- **Set problem**
Copy out every line that contains "drawn".

- **Collected data**
☆ ☆ ☆ ☆

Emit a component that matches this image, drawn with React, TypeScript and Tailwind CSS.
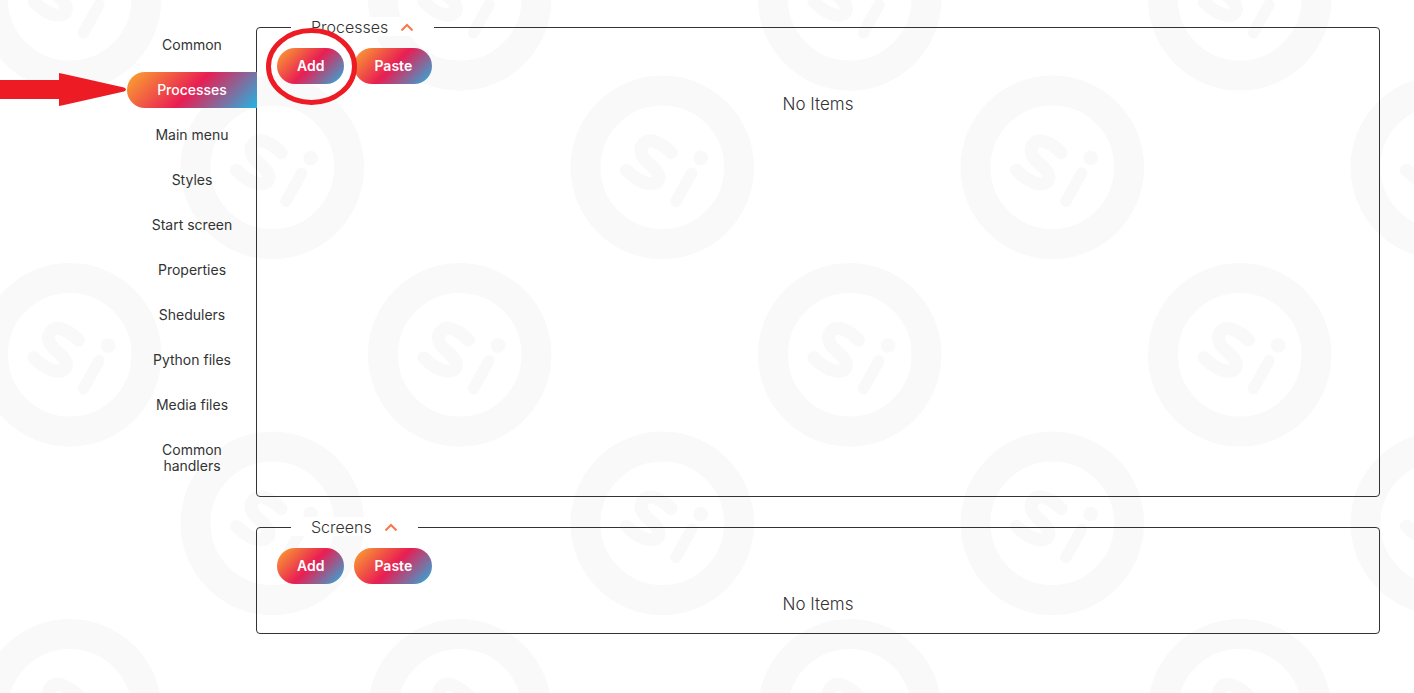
import { useState, type ReactNode } from 'react';
import clsx from 'clsx';

const SECTIONS = [
  'Common',
  'Processes',
  'Main menu',
  'Styles',
  'Start screen',
  'Properties',
  'Shedulers',
  'Python files',
  'Media files',
  'Common handlers',
];

/* One "Si" coin, centred on the origin. */
function Coin() {
  return (
    <g fill="none" stroke="#f9f9f9" strokeLinecap="round" strokeLinejoin="round">
      <circle r="76.8" strokeWidth="30" />
      <path
        d="M8.800 -14.600 C5 -19 -1 -23.500 -8 -26 C-17 -28.500 -24 -21 -20 -12 C-17.500 -6.500 -12 -3.500 -8 1 C-4.500 5 -2 9.500 -4 13 C-7 17.500 -14 16.800 -19 14.800 C-26 12 -31 8 -35.800 3"
        strokeWidth="13"
      />
      <path d="M29.300 6 L13.700 34" strokeWidth="11.5" />
      <circle cx="38.400" cy="-9.300" r="7.300" fill="#f9f9f9" stroke="none" />
    </g>
  );
}

/* Coins taller than the tile's free space are drawn again one tile up, so the seam stays closed. */
function Backdrop() {
  return (
    <svg className="absolute inset-0 -z-10 h-full w-full" aria-hidden="true">
      <defs>
        <pattern id="coins" width="390" height="356" patternUnits="userSpaceOnUse" x="-24" y="70">
          <g transform="translate(296.300 97.300)">
            <Coin />
          </g>
          <g transform="translate(93.700 284.800)">
            <Coin />
          </g>
          <g transform="translate(93.700 -71.200)">
            <Coin />
          </g>
        </pattern>
      </defs>
      <rect width="100%" height="100%" fill="url(#coins)" />
    </svg>
  );
}

function ArrowMark() {
  return (
    <svg
      className="pointer-events-none absolute top-0 right-full"
      width="127"
      height="36"
      viewBox="0 0 127 36"
      aria-hidden="true"
    >
      <path d="M0 8 H59 V1 L64 2 L124 15.500 Q128 17.500 124 19.500 L64 33 L59 34 V27 H0 Z" fill="#ed1c24" />
    </svg>
  );
}

function CircleMark() {
  return (
    <svg
      className="pointer-events-none absolute top-1/2 left-1/2 z-10 -translate-x-1/2 -translate-y-1/2"
      width="92"
      height="78"
      viewBox="0 0 92 78"
      aria-hidden="true"
    >
      <ellipse cx="46.500" cy="39.500" rx="43" ry="36" fill="none" stroke="#ed1c24" strokeWidth="5" />
    </svg>
  );
}

function PillButton({ children }: { children: ReactNode }) {
  return (
    <button
      type="button"
      className="h-9 rounded-full bg-[linear-gradient(135deg,#fba82f,#e91e53_50%,#1fb6e4)] px-5 text-sm font-semibold text-white"
    >
      {children}
    </button>
  );
}

function Panel({ title, className, marked }: { title: string; className?: string; marked?: boolean }) {
  const [open, setOpen] = useState(true);
  return (
    <fieldset className={clsx('min-w-0 rounded border border-[#333] px-5 pb-[19px]', className)}>
      <legend className="ml-3.5 h-[21px] px-5">
        <button
          type="button"
          aria-expanded={open}
          onClick={() => setOpen(!open)}
          className="-mx-5 flex h-[19px] items-center gap-3 bg-white px-5 text-base leading-4 font-light text-[#333]"
        >
          {title}
          <svg className={clsx(!open && 'rotate-180')} width="14" height="9" viewBox="0 0 14 9" aria-hidden="true">
            <path d="M1.500 8.500 L7 3 L12.500 8.500" fill="none" stroke="#f9764a" strokeWidth="2" />
          </svg>
        </button>
      </legend>
      {open && (
        <>
          <div className="mt-2.5 flex gap-2.5">
            <div className="relative flex">
              <PillButton>Add</PillButton>
              {marked && <CircleMark />}
            </div>
            <PillButton>Paste</PillButton>
          </div>
          <p className="mt-2.5 text-center text-[17px] leading-5 font-light text-[#333]">No Items</p>
        </>
      )}
    </fieldset>
  );
}

export default function App() {
  const [active, setActive] = useState('Processes');
  return (
    <div className="relative isolate flex min-h-screen overflow-hidden bg-white pr-[34px] pl-[127px] font-[Inter,'Open_Sans',sans-serif] text-[#333]">
      <Backdrop />
      <nav className="z-10 flex w-[130px] shrink-0 flex-col gap-[9px] pt-[27px]">
        {SECTIONS.map((name) => (
          <div key={name} className="relative flex">
            <button
              type="button"
              onClick={() => setActive(name)}
              className={clsx(
                'w-full rounded-l-full px-5 py-2.5 text-center text-sm leading-4',
                active === name &&
                  'bg-[linear-gradient(135deg,#fba82f,#e91e53_50%,#1fb6e4)] font-medium text-white',
              )}
            >
              {name}
            </button>
            {name === 'Processes' && <ArrowMark />}
          </div>
        ))}
      </nav>
      <main className="-ml-px flex min-w-0 flex-1 flex-col gap-5 pt-[17px]">
        <Panel title="Processes" className="min-h-[480px]" marked />
        <Panel title="Screens" />
      </main>
    </div>
  );
}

☆ ☆ ☆ ☆

- **Exercise response**
Emit a component that matches this image, drawn with React, TypeScript and Tailwind CSS.
/* Coins taller than the tile's free space are drawn again one tile up, so the seam stays closed. */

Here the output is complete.